**Problem details**.
Retype nothing but the lines from the start of the material up to and including the line with "let search = '';". Pictures don't belong in the copy.

**Collected data**.

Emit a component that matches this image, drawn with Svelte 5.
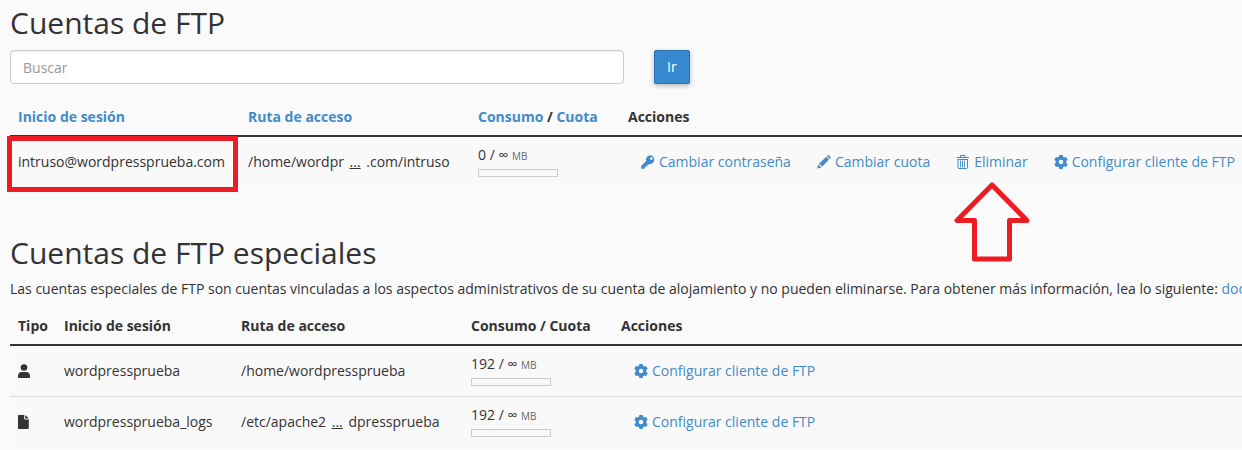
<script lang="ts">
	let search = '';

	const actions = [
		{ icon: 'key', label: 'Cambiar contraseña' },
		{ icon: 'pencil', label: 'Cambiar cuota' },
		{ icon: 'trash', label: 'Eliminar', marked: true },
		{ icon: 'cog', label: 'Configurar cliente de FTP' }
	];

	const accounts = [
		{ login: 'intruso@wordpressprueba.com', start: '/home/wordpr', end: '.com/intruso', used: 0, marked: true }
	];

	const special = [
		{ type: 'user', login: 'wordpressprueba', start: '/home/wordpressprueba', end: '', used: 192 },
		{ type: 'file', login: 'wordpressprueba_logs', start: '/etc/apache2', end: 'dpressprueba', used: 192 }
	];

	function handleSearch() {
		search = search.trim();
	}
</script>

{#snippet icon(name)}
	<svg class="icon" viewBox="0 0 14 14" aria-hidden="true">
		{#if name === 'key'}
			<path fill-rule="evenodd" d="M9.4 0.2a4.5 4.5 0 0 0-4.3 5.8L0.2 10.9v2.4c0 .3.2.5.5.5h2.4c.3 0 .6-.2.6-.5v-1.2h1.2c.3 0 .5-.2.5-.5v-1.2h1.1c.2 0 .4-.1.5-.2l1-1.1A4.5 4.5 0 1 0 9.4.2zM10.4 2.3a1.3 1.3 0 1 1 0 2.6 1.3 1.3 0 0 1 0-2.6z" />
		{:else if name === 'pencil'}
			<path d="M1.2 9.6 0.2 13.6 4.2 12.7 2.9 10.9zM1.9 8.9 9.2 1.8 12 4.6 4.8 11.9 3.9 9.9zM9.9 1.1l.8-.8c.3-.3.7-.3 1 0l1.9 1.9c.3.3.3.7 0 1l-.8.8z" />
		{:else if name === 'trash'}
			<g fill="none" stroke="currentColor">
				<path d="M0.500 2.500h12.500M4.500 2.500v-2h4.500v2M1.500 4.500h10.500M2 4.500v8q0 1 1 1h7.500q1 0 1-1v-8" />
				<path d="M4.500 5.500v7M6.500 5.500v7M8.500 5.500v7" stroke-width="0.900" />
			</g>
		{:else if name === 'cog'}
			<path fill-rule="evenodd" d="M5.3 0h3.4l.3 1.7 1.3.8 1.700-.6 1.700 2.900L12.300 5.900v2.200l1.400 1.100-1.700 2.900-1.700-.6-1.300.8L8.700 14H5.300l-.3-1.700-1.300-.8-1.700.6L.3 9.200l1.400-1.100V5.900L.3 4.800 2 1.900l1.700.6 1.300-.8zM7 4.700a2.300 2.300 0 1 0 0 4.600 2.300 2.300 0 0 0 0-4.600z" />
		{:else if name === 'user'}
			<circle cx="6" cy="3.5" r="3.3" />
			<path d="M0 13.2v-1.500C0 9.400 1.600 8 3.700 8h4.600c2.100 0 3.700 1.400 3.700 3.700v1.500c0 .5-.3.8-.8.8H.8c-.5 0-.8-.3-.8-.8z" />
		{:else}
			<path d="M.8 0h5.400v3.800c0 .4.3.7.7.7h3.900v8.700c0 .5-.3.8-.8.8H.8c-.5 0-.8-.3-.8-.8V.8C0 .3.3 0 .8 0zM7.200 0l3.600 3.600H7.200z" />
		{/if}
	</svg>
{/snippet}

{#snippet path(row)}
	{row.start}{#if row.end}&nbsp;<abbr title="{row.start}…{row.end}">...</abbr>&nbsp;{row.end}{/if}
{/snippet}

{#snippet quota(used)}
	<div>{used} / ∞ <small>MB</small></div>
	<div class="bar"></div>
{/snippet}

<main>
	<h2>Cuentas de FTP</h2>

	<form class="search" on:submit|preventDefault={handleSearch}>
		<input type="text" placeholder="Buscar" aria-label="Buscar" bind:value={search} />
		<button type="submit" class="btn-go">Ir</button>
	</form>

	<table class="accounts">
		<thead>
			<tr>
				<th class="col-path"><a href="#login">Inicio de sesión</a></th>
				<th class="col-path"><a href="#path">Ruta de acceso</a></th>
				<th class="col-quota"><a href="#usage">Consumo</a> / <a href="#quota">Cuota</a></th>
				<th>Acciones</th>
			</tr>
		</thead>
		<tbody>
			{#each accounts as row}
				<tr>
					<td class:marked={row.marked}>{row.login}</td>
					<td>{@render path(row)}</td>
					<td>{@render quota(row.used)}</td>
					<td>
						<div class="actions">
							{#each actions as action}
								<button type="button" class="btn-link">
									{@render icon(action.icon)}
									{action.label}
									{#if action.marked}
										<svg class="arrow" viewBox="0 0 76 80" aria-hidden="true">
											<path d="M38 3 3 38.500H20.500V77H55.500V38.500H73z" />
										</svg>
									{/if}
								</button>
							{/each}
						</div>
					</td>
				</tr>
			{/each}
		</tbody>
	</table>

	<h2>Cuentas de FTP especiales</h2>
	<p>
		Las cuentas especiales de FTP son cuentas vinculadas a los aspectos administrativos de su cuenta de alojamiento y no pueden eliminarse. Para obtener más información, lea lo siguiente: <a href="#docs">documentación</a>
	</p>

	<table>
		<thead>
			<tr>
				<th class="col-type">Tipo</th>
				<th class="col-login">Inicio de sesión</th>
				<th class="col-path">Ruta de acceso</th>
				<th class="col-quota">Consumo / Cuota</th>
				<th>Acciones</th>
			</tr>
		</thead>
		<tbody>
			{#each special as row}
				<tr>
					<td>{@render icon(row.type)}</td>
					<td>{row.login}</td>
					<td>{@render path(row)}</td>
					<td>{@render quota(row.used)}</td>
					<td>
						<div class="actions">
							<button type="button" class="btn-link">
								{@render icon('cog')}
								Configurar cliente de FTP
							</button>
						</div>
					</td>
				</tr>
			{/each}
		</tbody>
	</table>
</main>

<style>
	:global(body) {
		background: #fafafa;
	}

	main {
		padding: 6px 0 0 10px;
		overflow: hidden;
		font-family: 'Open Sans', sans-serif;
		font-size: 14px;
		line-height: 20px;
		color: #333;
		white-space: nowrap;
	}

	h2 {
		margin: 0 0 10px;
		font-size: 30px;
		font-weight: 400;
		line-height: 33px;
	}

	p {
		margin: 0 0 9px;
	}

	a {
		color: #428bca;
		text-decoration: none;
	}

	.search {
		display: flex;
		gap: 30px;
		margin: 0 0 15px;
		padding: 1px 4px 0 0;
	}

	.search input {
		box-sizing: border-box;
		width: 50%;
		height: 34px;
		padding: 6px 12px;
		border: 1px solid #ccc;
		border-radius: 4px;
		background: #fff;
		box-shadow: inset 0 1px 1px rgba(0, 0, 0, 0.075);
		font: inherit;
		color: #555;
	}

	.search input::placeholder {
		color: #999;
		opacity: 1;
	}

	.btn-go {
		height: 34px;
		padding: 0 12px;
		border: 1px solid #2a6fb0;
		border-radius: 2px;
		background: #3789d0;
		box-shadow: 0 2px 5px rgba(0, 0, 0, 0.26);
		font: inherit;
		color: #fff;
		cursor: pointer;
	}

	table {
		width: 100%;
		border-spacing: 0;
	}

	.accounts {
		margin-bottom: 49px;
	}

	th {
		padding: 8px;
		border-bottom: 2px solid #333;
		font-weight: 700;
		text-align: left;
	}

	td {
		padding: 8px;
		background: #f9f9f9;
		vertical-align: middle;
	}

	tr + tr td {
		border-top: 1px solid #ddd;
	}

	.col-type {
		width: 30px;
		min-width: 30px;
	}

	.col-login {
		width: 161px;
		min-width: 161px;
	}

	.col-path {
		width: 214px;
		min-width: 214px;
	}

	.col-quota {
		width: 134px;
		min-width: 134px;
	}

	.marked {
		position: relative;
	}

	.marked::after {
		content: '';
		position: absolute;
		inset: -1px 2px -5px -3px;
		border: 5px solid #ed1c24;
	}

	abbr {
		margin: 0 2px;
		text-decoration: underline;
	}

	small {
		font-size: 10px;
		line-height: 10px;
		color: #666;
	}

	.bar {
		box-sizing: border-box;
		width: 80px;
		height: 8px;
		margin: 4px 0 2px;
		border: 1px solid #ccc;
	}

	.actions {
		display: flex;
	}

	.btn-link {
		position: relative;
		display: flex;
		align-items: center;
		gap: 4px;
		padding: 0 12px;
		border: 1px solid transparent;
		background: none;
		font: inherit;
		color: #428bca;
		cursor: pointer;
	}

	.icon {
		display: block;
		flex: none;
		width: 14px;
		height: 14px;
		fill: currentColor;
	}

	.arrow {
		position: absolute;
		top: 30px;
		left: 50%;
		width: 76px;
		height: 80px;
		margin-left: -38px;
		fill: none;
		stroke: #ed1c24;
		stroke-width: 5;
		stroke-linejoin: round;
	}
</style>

**Complete output**.
Emit a component that matches this image, drawn with Svelte 5.
<script lang="ts">
	let search = '';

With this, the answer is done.